Pick every line from the data that holds the word "html".

*AVAILABLE RECORDS*

------

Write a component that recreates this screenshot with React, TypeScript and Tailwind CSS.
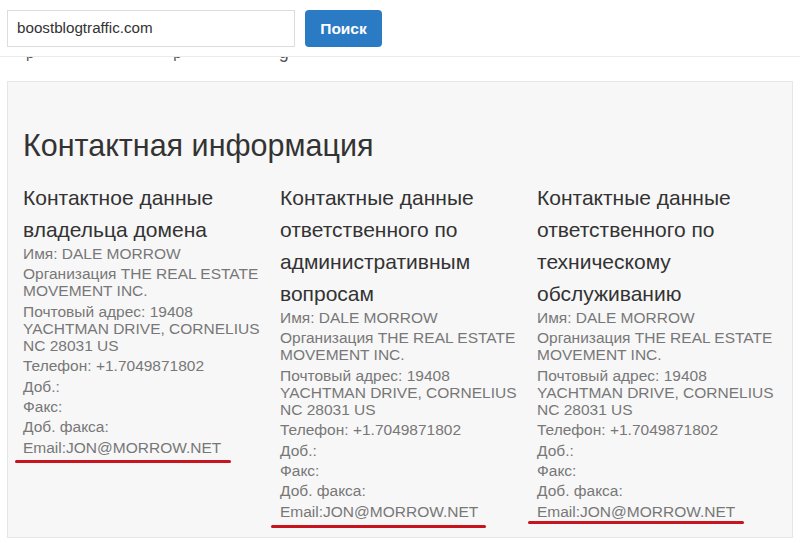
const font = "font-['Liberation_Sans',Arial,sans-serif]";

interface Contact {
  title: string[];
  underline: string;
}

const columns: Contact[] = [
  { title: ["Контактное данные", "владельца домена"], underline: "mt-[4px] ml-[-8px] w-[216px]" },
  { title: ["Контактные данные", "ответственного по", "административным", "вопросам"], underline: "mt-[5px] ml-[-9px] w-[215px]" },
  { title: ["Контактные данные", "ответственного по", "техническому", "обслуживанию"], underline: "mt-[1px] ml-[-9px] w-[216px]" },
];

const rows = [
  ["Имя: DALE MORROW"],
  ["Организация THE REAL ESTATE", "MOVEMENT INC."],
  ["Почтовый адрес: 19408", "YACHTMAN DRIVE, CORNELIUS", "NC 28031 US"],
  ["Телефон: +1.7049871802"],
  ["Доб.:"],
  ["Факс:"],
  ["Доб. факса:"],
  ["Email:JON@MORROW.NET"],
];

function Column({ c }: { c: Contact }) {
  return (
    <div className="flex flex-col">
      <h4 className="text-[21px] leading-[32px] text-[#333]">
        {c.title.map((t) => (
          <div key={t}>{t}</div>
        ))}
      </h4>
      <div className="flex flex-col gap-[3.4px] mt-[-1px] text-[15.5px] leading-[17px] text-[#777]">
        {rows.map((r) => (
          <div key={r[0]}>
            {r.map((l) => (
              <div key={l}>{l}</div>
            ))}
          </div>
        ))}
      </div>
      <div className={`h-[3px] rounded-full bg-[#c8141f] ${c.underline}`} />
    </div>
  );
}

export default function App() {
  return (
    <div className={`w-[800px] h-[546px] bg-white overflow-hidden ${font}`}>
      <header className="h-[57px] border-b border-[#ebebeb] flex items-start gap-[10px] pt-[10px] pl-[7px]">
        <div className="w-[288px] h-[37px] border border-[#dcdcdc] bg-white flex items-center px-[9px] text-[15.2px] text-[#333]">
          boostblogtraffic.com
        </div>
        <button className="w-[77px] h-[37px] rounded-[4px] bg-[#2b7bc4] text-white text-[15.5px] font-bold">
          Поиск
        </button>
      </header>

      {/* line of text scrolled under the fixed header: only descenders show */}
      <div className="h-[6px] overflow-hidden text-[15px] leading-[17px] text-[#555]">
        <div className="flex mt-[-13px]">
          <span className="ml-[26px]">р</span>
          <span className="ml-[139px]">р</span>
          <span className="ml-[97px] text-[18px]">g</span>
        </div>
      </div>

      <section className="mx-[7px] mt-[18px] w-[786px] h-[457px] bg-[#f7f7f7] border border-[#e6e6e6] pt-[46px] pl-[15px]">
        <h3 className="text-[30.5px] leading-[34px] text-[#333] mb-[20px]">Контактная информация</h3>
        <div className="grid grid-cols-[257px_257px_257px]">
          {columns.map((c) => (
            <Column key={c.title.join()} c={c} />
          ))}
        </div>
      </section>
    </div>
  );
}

------

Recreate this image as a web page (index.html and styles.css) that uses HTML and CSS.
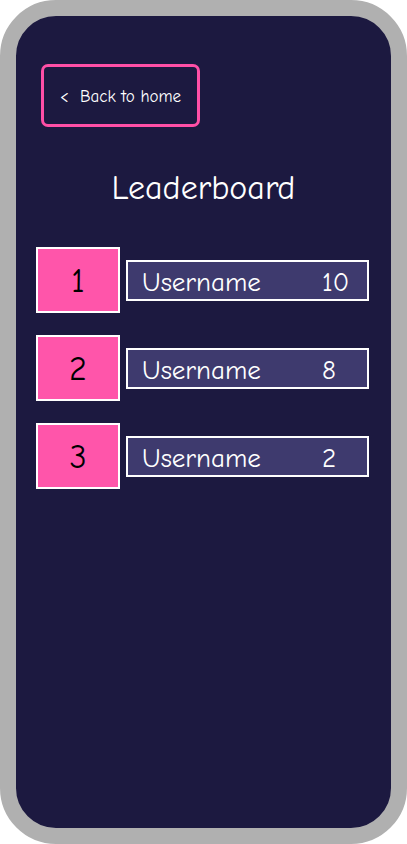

------

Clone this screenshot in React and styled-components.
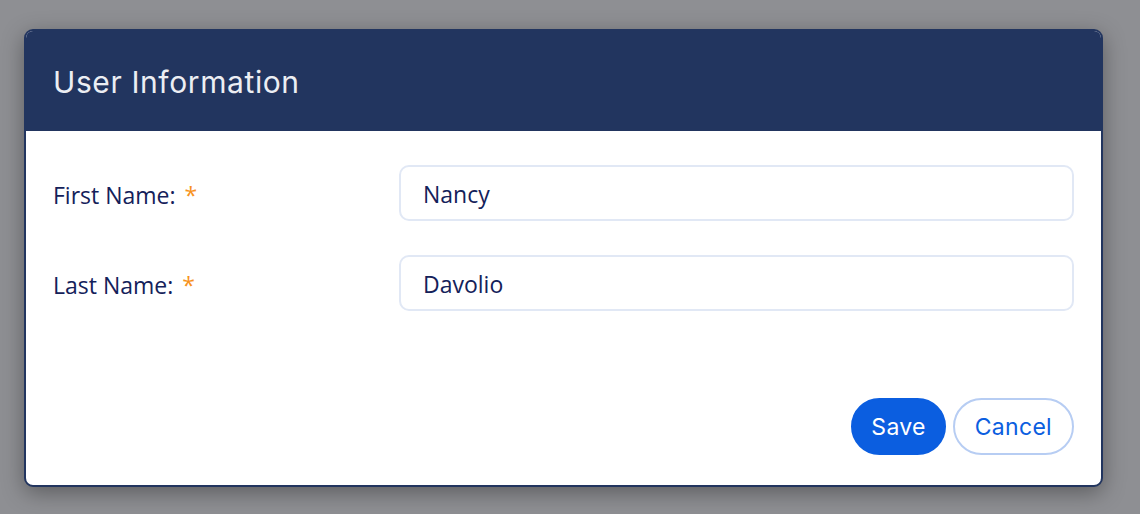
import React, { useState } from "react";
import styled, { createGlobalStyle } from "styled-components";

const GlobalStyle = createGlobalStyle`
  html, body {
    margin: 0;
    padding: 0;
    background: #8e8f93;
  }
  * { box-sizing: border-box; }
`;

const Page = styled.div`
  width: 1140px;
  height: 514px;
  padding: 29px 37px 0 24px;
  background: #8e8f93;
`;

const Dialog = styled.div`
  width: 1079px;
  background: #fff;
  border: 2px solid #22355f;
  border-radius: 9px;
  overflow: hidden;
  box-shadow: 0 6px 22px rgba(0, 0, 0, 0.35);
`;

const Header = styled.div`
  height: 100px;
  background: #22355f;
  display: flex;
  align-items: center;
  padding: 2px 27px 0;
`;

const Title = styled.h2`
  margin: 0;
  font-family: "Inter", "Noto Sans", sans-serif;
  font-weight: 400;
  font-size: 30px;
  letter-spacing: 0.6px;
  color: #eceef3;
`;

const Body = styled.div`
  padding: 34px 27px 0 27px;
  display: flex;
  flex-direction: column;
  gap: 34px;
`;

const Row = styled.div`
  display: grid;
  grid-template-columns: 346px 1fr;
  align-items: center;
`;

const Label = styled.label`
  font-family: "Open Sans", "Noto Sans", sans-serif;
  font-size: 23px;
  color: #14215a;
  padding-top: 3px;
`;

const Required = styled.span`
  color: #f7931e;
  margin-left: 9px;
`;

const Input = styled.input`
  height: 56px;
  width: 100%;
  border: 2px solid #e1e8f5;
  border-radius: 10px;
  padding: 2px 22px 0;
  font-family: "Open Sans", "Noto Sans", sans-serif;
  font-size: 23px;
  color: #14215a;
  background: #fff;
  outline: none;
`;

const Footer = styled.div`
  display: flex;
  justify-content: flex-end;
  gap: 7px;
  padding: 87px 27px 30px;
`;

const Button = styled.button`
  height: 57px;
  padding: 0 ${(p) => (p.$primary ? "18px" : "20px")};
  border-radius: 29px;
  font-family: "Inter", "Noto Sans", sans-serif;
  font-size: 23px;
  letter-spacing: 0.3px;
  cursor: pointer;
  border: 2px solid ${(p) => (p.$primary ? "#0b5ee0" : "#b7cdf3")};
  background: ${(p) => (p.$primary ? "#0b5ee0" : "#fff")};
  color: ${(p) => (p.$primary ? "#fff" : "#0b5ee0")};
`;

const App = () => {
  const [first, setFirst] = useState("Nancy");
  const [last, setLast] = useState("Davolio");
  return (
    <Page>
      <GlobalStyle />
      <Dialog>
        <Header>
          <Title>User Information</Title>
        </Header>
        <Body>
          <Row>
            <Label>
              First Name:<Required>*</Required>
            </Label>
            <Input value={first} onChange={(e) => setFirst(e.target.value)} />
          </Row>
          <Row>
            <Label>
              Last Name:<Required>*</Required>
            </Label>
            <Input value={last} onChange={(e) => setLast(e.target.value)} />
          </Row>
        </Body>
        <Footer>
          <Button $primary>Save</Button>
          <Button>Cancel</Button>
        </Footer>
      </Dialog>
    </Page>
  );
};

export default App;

------

*COMPLETED TASK*
Recreate this image as a web page (index.html and styles.css) that uses HTML and CSS.
  html, body {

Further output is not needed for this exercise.